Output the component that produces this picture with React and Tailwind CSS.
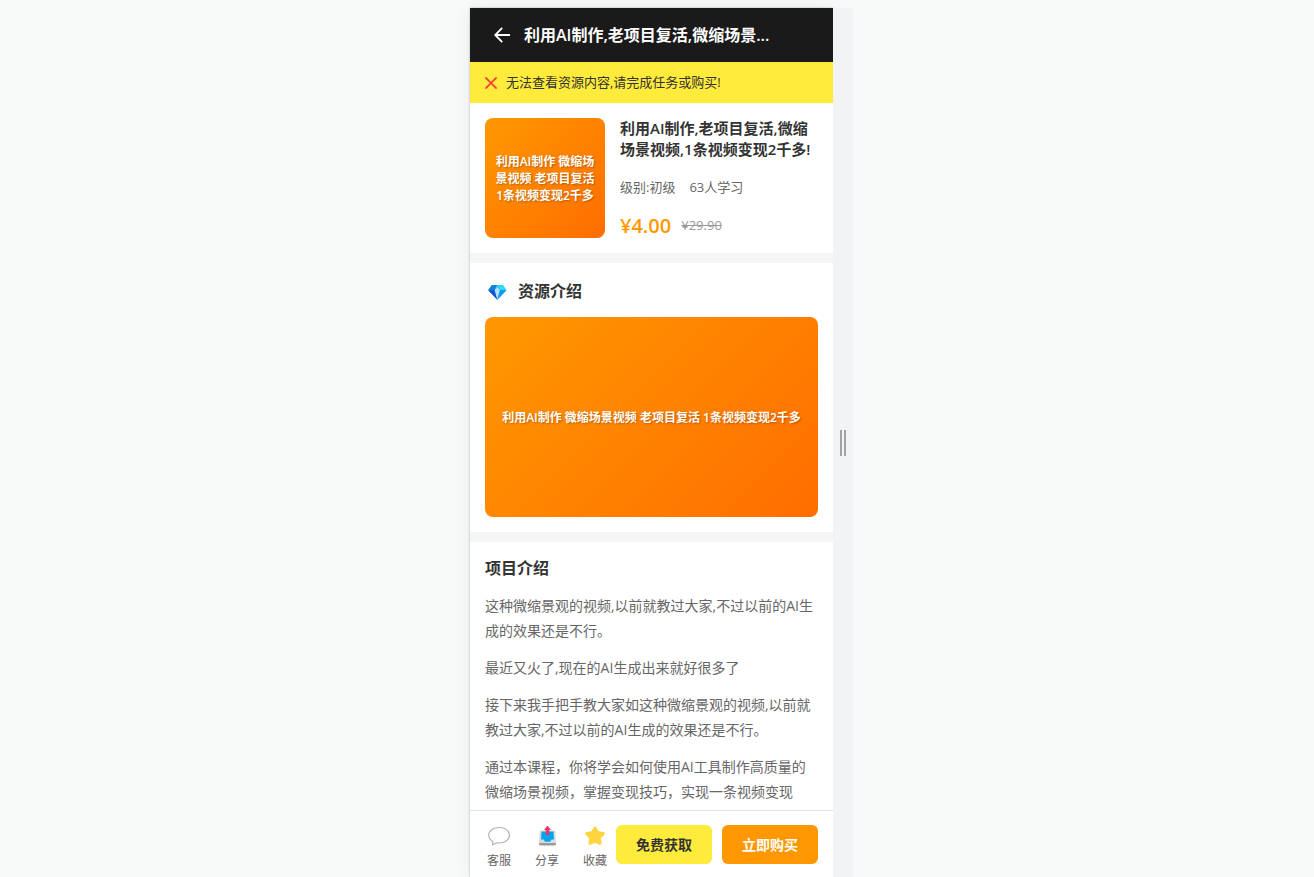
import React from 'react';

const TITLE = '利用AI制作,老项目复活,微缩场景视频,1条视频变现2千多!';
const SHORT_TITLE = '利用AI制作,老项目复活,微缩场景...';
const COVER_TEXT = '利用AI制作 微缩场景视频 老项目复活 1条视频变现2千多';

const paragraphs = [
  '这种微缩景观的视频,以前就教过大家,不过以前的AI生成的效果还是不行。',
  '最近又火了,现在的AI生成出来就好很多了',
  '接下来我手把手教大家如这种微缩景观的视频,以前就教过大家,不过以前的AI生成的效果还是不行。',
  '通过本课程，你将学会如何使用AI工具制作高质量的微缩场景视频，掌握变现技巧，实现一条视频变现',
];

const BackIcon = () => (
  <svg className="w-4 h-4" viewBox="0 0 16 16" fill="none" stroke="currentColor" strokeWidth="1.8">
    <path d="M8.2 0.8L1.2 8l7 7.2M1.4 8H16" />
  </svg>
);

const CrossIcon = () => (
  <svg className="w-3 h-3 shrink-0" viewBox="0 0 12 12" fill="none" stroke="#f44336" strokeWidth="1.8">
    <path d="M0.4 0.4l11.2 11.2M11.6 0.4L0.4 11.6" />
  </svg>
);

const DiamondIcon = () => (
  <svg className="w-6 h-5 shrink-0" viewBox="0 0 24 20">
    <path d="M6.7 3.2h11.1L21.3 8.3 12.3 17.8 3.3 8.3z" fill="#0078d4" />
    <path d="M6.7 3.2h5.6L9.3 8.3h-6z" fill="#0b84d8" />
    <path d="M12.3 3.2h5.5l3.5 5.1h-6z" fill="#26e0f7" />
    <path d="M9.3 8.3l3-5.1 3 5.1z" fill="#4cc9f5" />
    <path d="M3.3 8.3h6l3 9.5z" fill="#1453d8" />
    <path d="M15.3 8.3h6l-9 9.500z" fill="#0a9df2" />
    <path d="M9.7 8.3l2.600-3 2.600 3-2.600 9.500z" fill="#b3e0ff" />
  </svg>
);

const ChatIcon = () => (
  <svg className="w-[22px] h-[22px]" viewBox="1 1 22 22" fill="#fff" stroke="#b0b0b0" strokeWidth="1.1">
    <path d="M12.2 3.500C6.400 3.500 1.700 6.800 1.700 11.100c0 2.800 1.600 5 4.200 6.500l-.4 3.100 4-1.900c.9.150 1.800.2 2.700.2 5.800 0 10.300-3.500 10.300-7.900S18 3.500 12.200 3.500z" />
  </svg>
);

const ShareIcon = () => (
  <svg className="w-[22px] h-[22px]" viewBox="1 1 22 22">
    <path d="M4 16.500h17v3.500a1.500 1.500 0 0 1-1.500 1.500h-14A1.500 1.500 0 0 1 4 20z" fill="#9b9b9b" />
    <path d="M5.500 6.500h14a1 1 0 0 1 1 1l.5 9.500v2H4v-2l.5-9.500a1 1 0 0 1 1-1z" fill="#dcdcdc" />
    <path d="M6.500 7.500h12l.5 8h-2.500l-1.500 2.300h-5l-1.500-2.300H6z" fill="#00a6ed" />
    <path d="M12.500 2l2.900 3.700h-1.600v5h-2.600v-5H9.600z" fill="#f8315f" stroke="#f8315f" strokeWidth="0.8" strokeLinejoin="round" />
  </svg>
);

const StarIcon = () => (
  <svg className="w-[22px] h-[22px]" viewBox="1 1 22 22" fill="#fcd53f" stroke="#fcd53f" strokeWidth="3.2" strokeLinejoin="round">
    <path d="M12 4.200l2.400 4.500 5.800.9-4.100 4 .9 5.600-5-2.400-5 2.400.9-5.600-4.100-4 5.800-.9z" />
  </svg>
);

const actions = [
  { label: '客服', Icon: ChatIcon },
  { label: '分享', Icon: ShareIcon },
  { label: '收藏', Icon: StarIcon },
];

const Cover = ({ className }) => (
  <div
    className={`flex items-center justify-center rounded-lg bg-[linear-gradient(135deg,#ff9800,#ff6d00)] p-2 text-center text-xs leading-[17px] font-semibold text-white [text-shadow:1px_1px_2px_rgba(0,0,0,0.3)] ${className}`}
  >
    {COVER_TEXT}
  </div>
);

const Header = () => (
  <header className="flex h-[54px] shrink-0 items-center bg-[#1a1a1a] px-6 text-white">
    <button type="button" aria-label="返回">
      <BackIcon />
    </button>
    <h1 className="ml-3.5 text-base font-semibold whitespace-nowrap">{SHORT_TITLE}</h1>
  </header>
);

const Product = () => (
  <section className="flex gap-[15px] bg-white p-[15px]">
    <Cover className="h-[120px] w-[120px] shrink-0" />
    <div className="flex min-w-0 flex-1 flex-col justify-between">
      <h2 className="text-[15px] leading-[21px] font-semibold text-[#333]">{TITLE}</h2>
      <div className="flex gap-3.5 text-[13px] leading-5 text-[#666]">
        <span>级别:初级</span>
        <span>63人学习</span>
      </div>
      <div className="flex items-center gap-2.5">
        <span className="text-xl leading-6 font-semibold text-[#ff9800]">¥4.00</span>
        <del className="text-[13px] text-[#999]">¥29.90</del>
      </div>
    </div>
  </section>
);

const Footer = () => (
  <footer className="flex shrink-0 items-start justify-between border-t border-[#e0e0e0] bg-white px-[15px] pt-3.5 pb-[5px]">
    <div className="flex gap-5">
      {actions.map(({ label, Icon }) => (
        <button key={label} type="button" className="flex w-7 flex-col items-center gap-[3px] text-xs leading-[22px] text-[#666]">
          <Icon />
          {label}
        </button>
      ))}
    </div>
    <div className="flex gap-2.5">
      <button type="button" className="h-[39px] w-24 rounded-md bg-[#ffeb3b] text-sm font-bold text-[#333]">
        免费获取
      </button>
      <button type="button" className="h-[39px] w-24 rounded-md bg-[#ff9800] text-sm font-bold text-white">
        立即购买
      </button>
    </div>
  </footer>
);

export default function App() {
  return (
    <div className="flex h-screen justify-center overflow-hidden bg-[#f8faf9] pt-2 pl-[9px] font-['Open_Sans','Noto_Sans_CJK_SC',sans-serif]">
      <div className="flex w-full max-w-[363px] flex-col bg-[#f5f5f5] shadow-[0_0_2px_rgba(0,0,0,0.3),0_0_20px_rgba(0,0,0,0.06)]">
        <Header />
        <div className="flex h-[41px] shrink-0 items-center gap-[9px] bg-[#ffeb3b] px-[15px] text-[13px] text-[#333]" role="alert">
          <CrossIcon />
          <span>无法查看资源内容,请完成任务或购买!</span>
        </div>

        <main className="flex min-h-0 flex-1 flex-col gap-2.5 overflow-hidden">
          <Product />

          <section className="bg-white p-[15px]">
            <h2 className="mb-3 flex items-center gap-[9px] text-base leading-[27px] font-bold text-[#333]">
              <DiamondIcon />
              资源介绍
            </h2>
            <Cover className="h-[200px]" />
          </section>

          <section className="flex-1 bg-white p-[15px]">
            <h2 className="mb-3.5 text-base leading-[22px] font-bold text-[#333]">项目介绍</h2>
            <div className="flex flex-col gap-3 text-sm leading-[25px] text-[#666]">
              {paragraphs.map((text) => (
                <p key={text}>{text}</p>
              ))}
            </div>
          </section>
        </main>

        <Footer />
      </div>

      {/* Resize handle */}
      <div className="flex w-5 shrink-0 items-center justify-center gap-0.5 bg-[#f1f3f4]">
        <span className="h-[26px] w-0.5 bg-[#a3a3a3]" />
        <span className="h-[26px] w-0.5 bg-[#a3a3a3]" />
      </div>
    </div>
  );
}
####################
Task objective
Except for the pictures, copy the material above exactly.

The solution
Output the component that produces this picture with React and Tailwind CSS.
import React from 'react';

const TITLE = '利用AI制作,老项目复活,微缩场景视频,1条视频变现2千多!';
const SHORT_TITLE = '利用AI制作,老项目复活,微缩场景...';
const COVER_TEXT = '利用AI制作 微缩场景视频 老项目复活 1条视频变现2千多';

const paragraphs = [
  '这种微缩景观的视频,以前就教过大家,不过以前的AI生成的效果还是不行。',
  '最近又火了,现在的AI生成出来就好很多了',
  '接下来我手把手教大家如这种微缩景观的视频,以前就教过大家,不过以前的AI生成的效果还是不行。',
  '通过本课程，你将学会如何使用AI工具制作高质量的微缩场景视频，掌握变现技巧，实现一条视频变现',
];

const BackIcon = () => (
  <svg className="w-4 h-4" viewBox="0 0 16 16" fill="none" stroke="currentColor" strokeWidth="1.8">
    <path d="M8.2 0.8L1.2 8l7 7.2M1.4 8H16" />
  </svg>
);

const CrossIcon = () => (
  <svg className="w-3 h-3 shrink-0" viewBox="0 0 12 12" fill="none" stroke="#f44336" strokeWidth="1.8">
    <path d="M0.4 0.4l11.2 11.2M11.6 0.4L0.4 11.6" />
  </svg>
);

const DiamondIcon = () => (
  <svg className="w-6 h-5 shrink-0" viewBox="0 0 24 20">
    <path d="M6.7 3.2h11.1L21.3 8.3 12.3 17.8 3.3 8.3z" fill="#0078d4" />
    <path d="M6.7 3.2h5.6L9.3 8.3h-6z" fill="#0b84d8" />
    <path d="M12.3 3.2h5.5l3.5 5.1h-6z" fill="#26e0f7" />
    <path d="M9.3 8.3l3-5.1 3 5.1z" fill="#4cc9f5" />
    <path d="M3.3 8.3h6l3 9.5z" fill="#1453d8" />
    <path d="M15.3 8.3h6l-9 9.500z" fill="#0a9df2" />
    <path d="M9.7 8.3l2.600-3 2.600 3-2.600 9.500z" fill="#b3e0ff" />
  </svg>
);

const ChatIcon = () => (
  <svg className="w-[22px] h-[22px]" viewBox="1 1 22 22" fill="#fff" stroke="#b0b0b0" strokeWidth="1.1">
    <path d="M12.2 3.500C6.400 3.500 1.700 6.800 1.700 11.100c0 2.800 1.600 5 4.200 6.500l-.4 3.100 4-1.900c.9.150 1.800.2 2.700.2 5.800 0 10.300-3.500 10.300-7.900S18 3.500 12.200 3.500z" />
  </svg>
);

const ShareIcon = () => (
  <svg className="w-[22px] h-[22px]" viewBox="1 1 22 22">
    <path d="M4 16.500h17v3.500a1.500 1.500 0 0 1-1.500 1.500h-14A1.500 1.500 0 0 1 4 20z" fill="#9b9b9b" />
    <path d="M5.500 6.500h14a1 1 0 0 1 1 1l.5 9.500v2H4v-2l.5-9.500a1 1 0 0 1 1-1z" fill="#dcdcdc" />
    <path d="M6.500 7.500h12l.5 8h-2.500l-1.500 2.300h-5l-1.500-2.300H6z" fill="#00a6ed" />
    <path d="M12.500 2l2.900 3.700h-1.600v5h-2.600v-5H9.600z" fill="#f8315f" stroke="#f8315f" strokeWidth="0.8" strokeLinejoin="round" />
  </svg>
);

const StarIcon = () => (
  <svg className="w-[22px] h-[22px]" viewBox="1 1 22 22" fill="#fcd53f" stroke="#fcd53f" strokeWidth="3.2" strokeLinejoin="round">
    <path d="M12 4.200l2.400 4.500 5.800.9-4.100 4 .9 5.600-5-2.400-5 2.400.9-5.600-4.100-4 5.800-.9z" />
  </svg>
);

const actions = [
  { label: '客服', Icon: ChatIcon },
  { label: '分享', Icon: ShareIcon },
  { label: '收藏', Icon: StarIcon },
];

const Cover = ({ className }) => (
  <div
    className={`flex items-center justify-center rounded-lg bg-[linear-gradient(135deg,#ff9800,#ff6d00)] p-2 text-center text-xs leading-[17px] font-semibold text-white [text-shadow:1px_1px_2px_rgba(0,0,0,0.3)] ${className}`}
  >
    {COVER_TEXT}
  </div>
);

const Header = () => (
  <header className="flex h-[54px] shrink-0 items-center bg-[#1a1a1a] px-6 text-white">
    <button type="button" aria-label="返回">
      <BackIcon />
    </button>
    <h1 className="ml-3.5 text-base font-semibold whitespace-nowrap">{SHORT_TITLE}</h1>
  </header>
);

const Product = () => (
  <section className="flex gap-[15px] bg-white p-[15px]">
    <Cover className="h-[120px] w-[120px] shrink-0" />
    <div className="flex min-w-0 flex-1 flex-col justify-between">
      <h2 className="text-[15px] leading-[21px] font-semibold text-[#333]">{TITLE}</h2>
      <div className="flex gap-3.5 text-[13px] leading-5 text-[#666]">
        <span>级别:初级</span>
        <span>63人学习</span>
      </div>
      <div className="flex items-center gap-2.5">
        <span className="text-xl leading-6 font-semibold text-[#ff9800]">¥4.00</span>
        <del className="text-[13px] text-[#999]">¥29.90</del>
      </div>
    </div>
  </section>
);

const Footer = () => (
  <footer className="flex shrink-0 items-start justify-between border-t border-[#e0e0e0] bg-white px-[15px] pt-3.5 pb-[5px]">
    <div className="flex gap-5">
      {actions.map(({ label, Icon }) => (
        <button key={label} type="button" className="flex w-7 flex-col items-center gap-[3px] text-xs leading-[22px] text-[#666]">
          <Icon />
          {label}
        </button>
      ))}
    </div>
    <div className="flex gap-2.5">
      <button type="button" className="h-[39px] w-24 rounded-md bg-[#ffeb3b] text-sm font-bold text-[#333]">
        免费获取
      </button>
      <button type="button" className="h-[39px] w-24 rounded-md bg-[#ff9800] text-sm font-bold text-white">
        立即购买
      </button>
    </div>
  </footer>
);

export default function App() {
  return (
    <div className="flex h-screen justify-center overflow-hidden bg-[#f8faf9] pt-2 pl-[9px] font-['Open_Sans','Noto_Sans_CJK_SC',sans-serif]">
      <div className="flex w-full max-w-[363px] flex-col bg-[#f5f5f5] shadow-[0_0_2px_rgba(0,0,0,0.3),0_0_20px_rgba(0,0,0,0.06)]">
        <Header />
        <div className="flex h-[41px] shrink-0 items-center gap-[9px] bg-[#ffeb3b] px-[15px] text-[13px] text-[#333]" role="alert">
          <CrossIcon />
          <span>无法查看资源内容,请完成任务或购买!</span>
        </div>

        <main className="flex min-h-0 flex-1 flex-col gap-2.5 overflow-hidden">
          <Product />

          <section className="bg-white p-[15px]">
            <h2 className="mb-3 flex items-center gap-[9px] text-base leading-[27px] font-bold text-[#333]">
              <DiamondIcon />
              资源介绍
            </h2>
            <Cover className="h-[200px]" />
          </section>

          <section className="flex-1 bg-white p-[15px]">
            <h2 className="mb-3.5 text-base leading-[22px] font-bold text-[#333]">项目介绍</h2>
            <div className="flex flex-col gap-3 text-sm leading-[25px] text-[#666]">
              {paragraphs.map((text) => (
                <p key={text}>{text}</p>
              ))}
            </div>
          </section>
        </main>

        <Footer />
      </div>

      {/* Resize handle */}
      <div className="flex w-5 shrink-0 items-center justify-center gap-0.5 bg-[#f1f3f4]">
        <span className="h-[26px] w-0.5 bg-[#a3a3a3]" />
        <span className="h-[26px] w-0.5 bg-[#a3a3a3]" />
      </div>
    </div>
  );
}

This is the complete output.